Planet Earth (NASA)
In late 1992, 1,700 scientists from around the world issued a dire “warning to humanity.” They said humans had pushed Earth's ecosystems to their breaking point and were well on the way to ruining the planet. The letter listed environmental impacts like they were biblical plagues — stratospheric ozone depletion, air and water pollution, the collapse of fisheries and loss of soil productivity, deforestation, species loss and catastrophic global climate change caused by the burning of fossil fuels.
“If not checked,” wrote the scientists, led by particle physicist and Union of Concerned Scientists co-founder Henry Kendall, “many of our current practices put at serious risk the future that we wish for human society and the plant and animal kingdoms, and may so alter the living world that it will be unable to sustain life in the manner that we know.”
But things were only going to get worse.
To mark the letter's 25th anniversary, researchers have issued a bracing follow-up. In a communique published Monday in the journal BioScience, more than 15,000 scientists from 184 countries assess the world's latest responses to various environmental threats. Once again, they find us sorely wanting.
“Humanity has failed to make sufficient progress in generally solving these foreseen environmental challenges, and alarmingly, most of them are getting far worse,” they write.

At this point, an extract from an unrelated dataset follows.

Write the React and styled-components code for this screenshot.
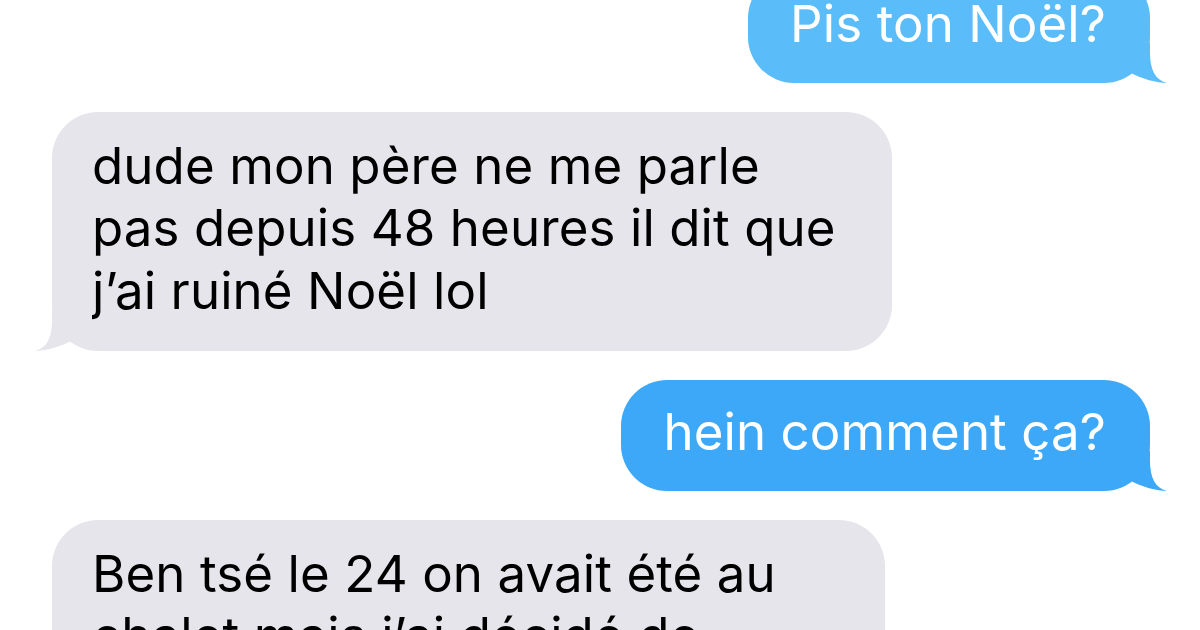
import React from "react";
import styled, { createGlobalStyle } from "styled-components";

const Global = createGlobalStyle`
  html, body { margin: 0; padding: 0; background: #ffffff; }
  body {
    width: 1200px;
    height: 630px;
    overflow: hidden;
    font-family: Inter, "Liberation Sans", sans-serif;
  }
`;

const Screen = styled.main`
  width: 1200px;
  height: 630px;
  overflow: hidden;
  background: #ffffff;
`;

const Thread = styled.div`
  display: flex;
  flex-direction: column;
  gap: 29px;
  padding: 0 50px 0 52px;
  margin-top: -28px;
`;

const Bubble = styled.div`
  position: relative;
  box-sizing: border-box;
  align-self: ${(p) => (p.$side === "right" ? "flex-end" : "flex-start")};
  width: ${(p) => (p.$width ? `${p.$width}px` : "auto")};
  background: ${(p) => p.$color};
  color: ${(p) => (p.$side === "right" ? "#ffffff" : "#000000")};
  border-radius: 46px;
  padding: ${(p) => (p.$side === "right" ? "21px 44px 27px 42px" : "23px 40px 29px 40px")};
  font-size: 51px;
  line-height: 62.5px;
  letter-spacing: 0.1px;
  white-space: nowrap;
`;

const TailSvg = styled.svg`
  position: absolute;
  bottom: 0;
  width: 57px;
  height: 40px;
  overflow: visible;
  ${(p) => (p.$side === "right" ? "right: -17px;" : "left: -17px; transform: scaleX(-1);")}
`;

function Tail({ side, color }) {
  return (
    <TailSvg $side={side} viewBox="-40 -40 57 40" aria-hidden="true">
      <path
        d="M0 -40 L0 -30 C0 -14 5 -3 17 0 C7 0 -8 -4 -21 -11 L-40 -11 L-40 -40 Z"
        fill={color}
      />
    </TailSvg>
  );
}

function Message({ side, color, width, lines }) {
  return (
    <Bubble $side={side} $color={color} $width={width}>
      {lines.map((l, i) => (
        <React.Fragment key={i}>
          {i > 0 && <br />}
          {l}
        </React.Fragment>
      ))}
      <Tail side={side} color={color} />
    </Bubble>
  );
}

const GRAY = "#e6e5eb";

const messages = [
  { side: "right", color: "#5abdfa", lines: ["Pis ton Noël?"] },
  {
    side: "left",
    color: GRAY,
    width: 840,
    lines: ["dude mon père ne me parle", "pas depuis 48 heures il dit que", "j’ai ruiné Noël lol"],
  },
  { side: "right", color: "#3ea8f8", lines: ["hein comment ça?"] },
  {
    side: "left",
    color: GRAY,
    width: 833,
    lines: ["Ben tsé le 24 on avait été au", "chalet mais j’ai décidé de"],
  },
];

export default function App() {
  return (
    <Screen>
      <Global />
      <Thread>
        {messages.map((m, i) => (
          <Message key={i} {...m} />
        ))}
      </Thread>
    </Screen>
  );
}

This letter, spearheaded by Oregon State University ecologist William Ripple, serves as a “second notice,” the authors say: “Soon it will be too late to shift course away from our failing trajectory.”
Global climate change sits atop the new letter's list of planetary threats. Global average temperatures have risen by more than half a degree Celsius since 1992, and annual carbon dioxide emissions have increased by 62 percent.
But it's far from the only problem people face. Access to fresh water has declined, as has the amount of forestland and the number of wild-caught fish (a marker of the health of global fisheries). The number of ocean dead zones has increased. The human population grew by a whopping 2 billion, while the populations of all other mammals, reptiles, amphibians and fish have declined by nearly 30 percent.
The lone bright spot exists way up in the stratosphere, where the hole in the planet's protective ozone layer has shrunk to its smallest size since 1988. Scientists credit that progress to the phasing out of chlorofluorocarbons — chemicals once used in refrigerators, air conditioners and aerosol cans that trigger reactions in the atmosphere to break down ozone.
“The rapid global decline in ozone depleting substances shows that we can make positive change when we act decisively,” the letter says.
The authors offer 13 suggestions for reining in our impact on the planet, including establishing nature reserves, reducing food waste, developing green technologies and establishing economic incentives to shift patterns of consumption.
To this end, Ripple and his colleagues have formed a new organization, the Alliance of World Scientists, aimed at providing a science-based perspective on issues affecting the well-being of people and the planet.
“Scientists are in the business of analyzing data and looking at the long-term consequences,” Ripple said in a release. “Those who signed this second warning aren't just raising a false alarm. They are acknowledging the obvious signs that we are heading down an unsustainable path. We are hoping that our paper will ignite a widespread public debate about the global environment and climate.”